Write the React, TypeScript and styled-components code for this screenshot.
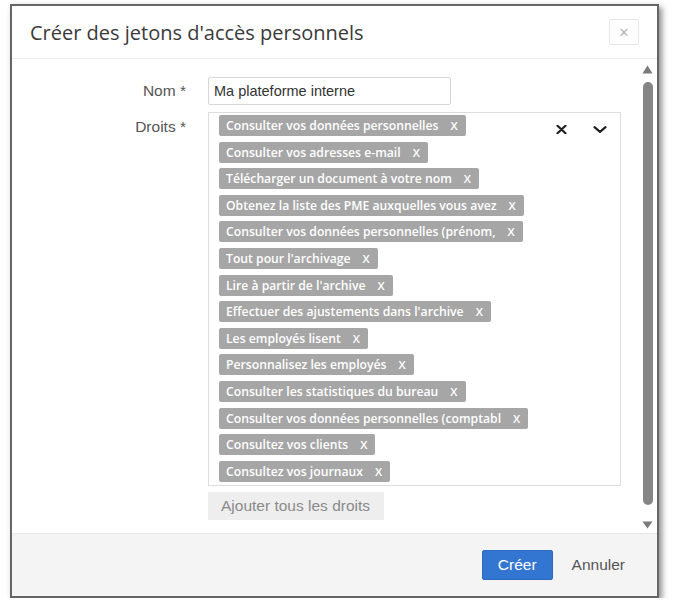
--
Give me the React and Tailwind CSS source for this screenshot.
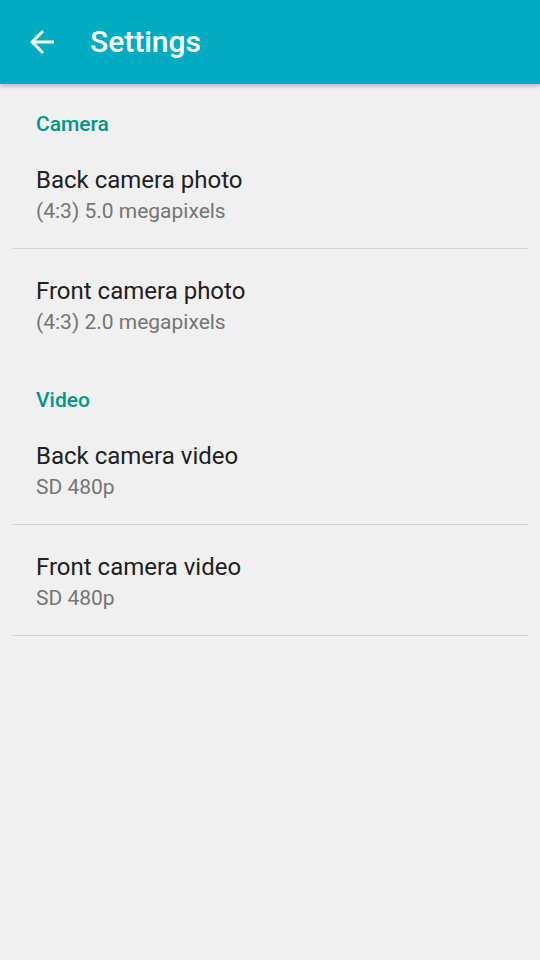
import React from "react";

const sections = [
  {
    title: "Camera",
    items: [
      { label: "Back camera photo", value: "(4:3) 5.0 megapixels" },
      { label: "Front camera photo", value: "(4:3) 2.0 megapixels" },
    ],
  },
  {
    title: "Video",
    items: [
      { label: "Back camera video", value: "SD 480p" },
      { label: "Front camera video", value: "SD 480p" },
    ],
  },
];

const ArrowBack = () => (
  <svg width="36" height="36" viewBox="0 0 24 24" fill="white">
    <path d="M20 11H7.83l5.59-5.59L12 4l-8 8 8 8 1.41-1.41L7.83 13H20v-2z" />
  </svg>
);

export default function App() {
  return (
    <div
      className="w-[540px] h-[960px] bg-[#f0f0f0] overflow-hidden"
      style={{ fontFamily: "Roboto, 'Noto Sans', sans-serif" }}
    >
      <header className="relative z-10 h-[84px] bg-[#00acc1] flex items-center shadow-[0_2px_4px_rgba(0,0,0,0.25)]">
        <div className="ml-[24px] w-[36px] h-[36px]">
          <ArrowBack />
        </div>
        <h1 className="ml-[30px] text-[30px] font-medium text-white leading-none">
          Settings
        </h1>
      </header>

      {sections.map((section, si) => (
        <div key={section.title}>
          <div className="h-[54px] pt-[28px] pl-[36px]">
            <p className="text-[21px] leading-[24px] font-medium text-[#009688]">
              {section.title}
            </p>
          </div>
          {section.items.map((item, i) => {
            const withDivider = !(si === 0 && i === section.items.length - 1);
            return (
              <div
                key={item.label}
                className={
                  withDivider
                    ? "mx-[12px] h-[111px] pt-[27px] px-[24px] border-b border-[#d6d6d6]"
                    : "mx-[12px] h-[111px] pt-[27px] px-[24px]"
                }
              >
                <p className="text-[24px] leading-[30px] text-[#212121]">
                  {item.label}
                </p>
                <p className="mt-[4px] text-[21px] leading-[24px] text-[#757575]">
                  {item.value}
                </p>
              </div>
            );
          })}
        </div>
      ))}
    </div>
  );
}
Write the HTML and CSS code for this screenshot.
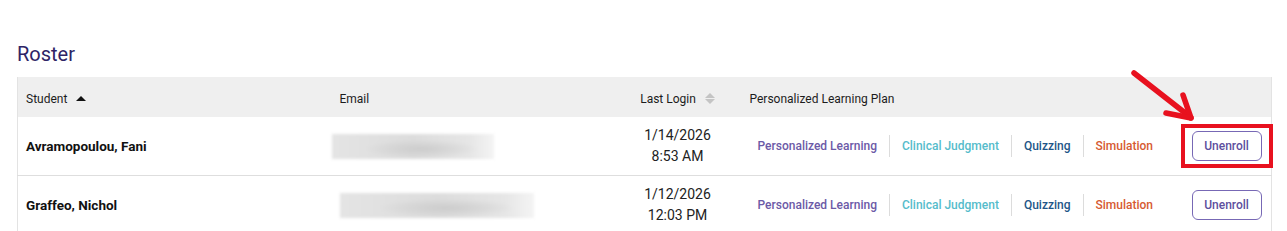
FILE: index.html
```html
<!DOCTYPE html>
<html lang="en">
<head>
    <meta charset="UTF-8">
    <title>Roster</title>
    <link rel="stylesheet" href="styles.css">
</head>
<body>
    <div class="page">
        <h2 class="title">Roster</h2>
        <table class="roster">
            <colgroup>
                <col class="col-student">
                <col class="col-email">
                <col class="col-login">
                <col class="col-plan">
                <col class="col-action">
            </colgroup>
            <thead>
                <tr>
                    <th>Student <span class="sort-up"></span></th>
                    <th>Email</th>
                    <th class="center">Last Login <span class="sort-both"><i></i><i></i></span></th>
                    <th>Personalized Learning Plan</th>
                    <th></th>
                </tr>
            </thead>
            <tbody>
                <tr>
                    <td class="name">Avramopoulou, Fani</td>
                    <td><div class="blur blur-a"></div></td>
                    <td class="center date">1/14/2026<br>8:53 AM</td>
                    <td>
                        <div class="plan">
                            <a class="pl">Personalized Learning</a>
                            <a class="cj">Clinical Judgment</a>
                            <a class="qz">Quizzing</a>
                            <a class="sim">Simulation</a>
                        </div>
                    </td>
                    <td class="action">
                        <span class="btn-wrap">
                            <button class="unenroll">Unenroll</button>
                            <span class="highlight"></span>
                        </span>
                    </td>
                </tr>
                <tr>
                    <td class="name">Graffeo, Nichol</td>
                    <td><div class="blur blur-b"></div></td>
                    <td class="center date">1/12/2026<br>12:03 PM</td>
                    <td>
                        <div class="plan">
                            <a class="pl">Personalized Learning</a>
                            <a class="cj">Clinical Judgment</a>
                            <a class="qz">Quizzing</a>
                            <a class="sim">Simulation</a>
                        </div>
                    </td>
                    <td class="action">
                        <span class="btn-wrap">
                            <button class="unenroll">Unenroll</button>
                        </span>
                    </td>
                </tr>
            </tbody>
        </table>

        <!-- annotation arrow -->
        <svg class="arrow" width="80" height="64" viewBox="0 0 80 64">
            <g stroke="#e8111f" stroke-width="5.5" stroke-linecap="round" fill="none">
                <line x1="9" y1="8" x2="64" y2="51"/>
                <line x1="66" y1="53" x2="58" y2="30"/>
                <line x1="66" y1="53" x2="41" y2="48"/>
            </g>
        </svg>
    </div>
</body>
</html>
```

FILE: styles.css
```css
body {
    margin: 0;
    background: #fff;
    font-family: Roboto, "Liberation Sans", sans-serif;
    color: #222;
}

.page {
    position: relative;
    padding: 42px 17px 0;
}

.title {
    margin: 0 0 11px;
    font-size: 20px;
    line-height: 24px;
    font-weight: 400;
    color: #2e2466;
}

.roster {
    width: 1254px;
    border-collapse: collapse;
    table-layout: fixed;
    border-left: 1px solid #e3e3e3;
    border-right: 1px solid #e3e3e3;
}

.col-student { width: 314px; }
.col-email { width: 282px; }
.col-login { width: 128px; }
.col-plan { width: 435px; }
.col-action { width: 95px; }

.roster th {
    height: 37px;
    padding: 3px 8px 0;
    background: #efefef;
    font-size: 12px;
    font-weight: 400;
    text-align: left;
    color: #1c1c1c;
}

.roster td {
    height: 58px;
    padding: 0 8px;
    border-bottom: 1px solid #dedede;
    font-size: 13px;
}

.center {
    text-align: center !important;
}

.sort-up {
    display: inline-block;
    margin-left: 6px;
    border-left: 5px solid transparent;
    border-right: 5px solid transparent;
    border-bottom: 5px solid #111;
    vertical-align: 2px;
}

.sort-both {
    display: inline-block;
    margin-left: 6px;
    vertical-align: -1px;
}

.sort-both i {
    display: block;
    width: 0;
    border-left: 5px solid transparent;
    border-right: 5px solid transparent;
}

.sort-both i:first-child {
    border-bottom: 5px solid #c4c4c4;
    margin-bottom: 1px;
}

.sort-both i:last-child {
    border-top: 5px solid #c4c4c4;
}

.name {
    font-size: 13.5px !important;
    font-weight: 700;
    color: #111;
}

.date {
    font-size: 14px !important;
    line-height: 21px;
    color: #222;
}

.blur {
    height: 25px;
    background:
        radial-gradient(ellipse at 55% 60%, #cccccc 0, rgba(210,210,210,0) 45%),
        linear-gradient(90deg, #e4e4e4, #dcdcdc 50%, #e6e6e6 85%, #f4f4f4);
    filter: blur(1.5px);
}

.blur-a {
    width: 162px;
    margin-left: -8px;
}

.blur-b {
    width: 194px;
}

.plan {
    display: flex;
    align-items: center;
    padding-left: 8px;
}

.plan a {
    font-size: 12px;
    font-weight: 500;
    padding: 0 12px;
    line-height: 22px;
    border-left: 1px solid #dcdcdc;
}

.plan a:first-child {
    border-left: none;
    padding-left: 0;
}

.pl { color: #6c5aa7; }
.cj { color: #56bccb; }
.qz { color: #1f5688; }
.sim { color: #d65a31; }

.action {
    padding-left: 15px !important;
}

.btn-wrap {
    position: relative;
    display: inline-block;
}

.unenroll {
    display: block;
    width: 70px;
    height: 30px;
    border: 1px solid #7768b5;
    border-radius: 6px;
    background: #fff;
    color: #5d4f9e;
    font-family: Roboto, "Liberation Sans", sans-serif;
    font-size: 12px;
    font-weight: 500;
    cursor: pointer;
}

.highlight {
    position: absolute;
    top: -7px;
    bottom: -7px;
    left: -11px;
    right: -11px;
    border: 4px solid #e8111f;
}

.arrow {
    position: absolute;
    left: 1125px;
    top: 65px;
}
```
--
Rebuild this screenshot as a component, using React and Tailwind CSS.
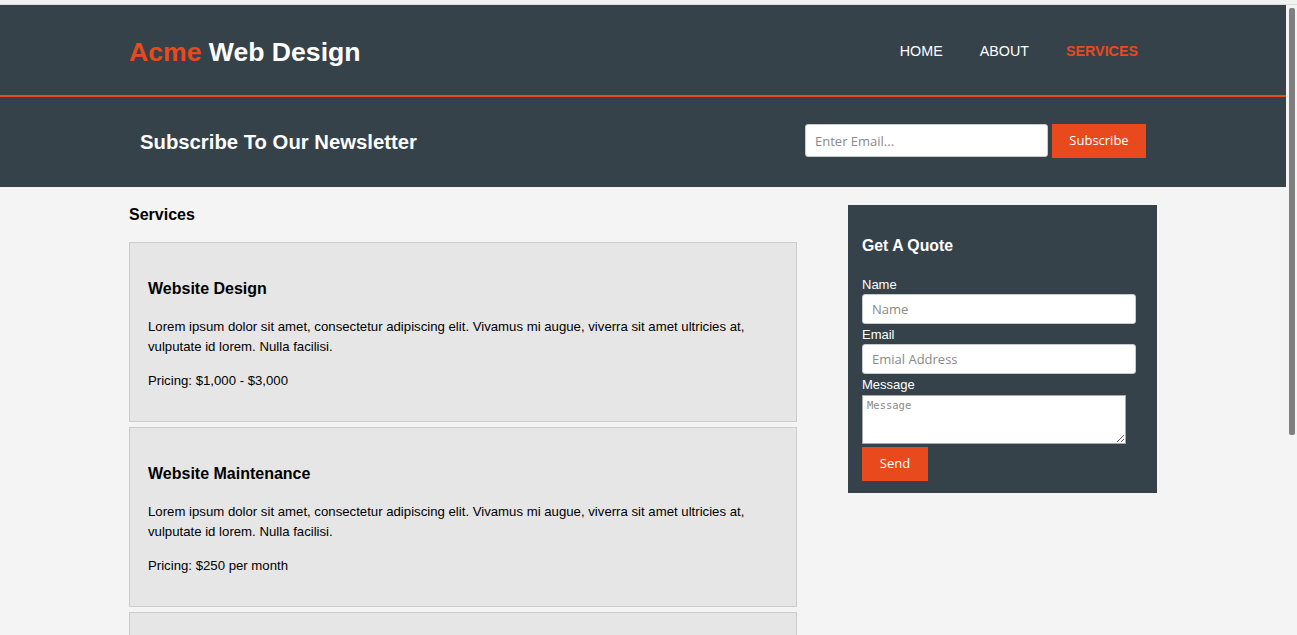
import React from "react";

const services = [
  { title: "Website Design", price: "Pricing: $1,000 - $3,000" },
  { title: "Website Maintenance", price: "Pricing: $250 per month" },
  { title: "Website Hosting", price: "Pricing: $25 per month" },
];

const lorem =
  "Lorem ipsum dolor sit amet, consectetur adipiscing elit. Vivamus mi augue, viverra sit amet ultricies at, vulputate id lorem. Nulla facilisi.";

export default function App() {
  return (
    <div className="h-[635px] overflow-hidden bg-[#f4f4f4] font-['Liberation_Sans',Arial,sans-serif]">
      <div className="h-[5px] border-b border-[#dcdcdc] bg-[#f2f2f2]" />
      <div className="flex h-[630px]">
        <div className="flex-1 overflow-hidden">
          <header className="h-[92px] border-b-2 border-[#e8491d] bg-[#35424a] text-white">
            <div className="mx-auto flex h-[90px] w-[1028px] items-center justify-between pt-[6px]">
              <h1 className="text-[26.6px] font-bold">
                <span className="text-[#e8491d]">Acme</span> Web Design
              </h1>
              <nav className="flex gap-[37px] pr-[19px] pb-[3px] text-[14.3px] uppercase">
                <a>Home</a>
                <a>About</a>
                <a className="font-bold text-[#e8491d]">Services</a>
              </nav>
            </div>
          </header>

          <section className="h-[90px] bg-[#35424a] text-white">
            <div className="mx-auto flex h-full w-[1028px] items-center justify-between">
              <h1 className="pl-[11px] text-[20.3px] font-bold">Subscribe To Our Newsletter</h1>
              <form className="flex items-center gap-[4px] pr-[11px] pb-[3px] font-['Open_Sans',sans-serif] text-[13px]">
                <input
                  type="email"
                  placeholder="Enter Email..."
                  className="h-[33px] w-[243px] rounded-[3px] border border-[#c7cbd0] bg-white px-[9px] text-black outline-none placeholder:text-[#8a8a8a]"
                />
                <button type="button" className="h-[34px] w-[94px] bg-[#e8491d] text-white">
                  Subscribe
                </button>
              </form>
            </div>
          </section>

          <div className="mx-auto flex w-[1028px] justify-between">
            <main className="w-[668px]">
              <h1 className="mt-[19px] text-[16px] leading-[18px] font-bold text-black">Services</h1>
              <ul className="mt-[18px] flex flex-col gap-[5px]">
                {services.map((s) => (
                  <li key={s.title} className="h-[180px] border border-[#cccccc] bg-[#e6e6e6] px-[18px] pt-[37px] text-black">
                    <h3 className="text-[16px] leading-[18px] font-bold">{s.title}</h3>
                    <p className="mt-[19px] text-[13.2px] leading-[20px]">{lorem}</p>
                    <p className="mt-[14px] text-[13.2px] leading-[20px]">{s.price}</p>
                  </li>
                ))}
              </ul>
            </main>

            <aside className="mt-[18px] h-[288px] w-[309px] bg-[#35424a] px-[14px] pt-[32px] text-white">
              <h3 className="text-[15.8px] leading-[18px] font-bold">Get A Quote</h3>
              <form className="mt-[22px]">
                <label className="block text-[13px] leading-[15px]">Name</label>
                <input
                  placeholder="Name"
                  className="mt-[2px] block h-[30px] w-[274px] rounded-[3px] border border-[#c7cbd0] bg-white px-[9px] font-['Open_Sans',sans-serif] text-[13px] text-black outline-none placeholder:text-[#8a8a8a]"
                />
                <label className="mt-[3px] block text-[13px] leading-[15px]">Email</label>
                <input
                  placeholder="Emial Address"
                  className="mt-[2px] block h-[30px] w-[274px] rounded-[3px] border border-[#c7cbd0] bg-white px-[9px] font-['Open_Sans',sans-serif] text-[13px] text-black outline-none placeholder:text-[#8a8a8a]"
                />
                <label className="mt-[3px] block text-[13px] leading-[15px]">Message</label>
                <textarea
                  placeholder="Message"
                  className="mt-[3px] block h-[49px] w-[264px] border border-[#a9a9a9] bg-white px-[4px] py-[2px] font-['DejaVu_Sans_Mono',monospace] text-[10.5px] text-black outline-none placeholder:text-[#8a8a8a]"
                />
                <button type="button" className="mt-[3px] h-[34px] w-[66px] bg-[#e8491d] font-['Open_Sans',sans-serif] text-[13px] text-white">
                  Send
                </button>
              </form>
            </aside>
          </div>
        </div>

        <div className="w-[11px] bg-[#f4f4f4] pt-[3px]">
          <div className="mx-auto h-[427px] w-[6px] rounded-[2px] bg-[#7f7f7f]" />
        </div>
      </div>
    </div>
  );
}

■ TASK GOAL
In the listing above, find the line with "Rebuild this screenshot" and the line with "ipsum dolor sit". Copy exactly those lines and all between them, minus the images.

■ TASK OUTPUT
Rebuild this screenshot as a component, using React and Tailwind CSS.
import React from "react";

const services = [
  { title: "Website Design", price: "Pricing: $1,000 - $3,000" },
  { title: "Website Maintenance", price: "Pricing: $250 per month" },
  { title: "Website Hosting", price: "Pricing: $25 per month" },
];

const lorem =
  "Lorem ipsum dolor sit amet, consectetur adipiscing elit. Vivamus mi augue, viverra sit amet ultricies at, vulputate id lorem. Nulla facilisi.";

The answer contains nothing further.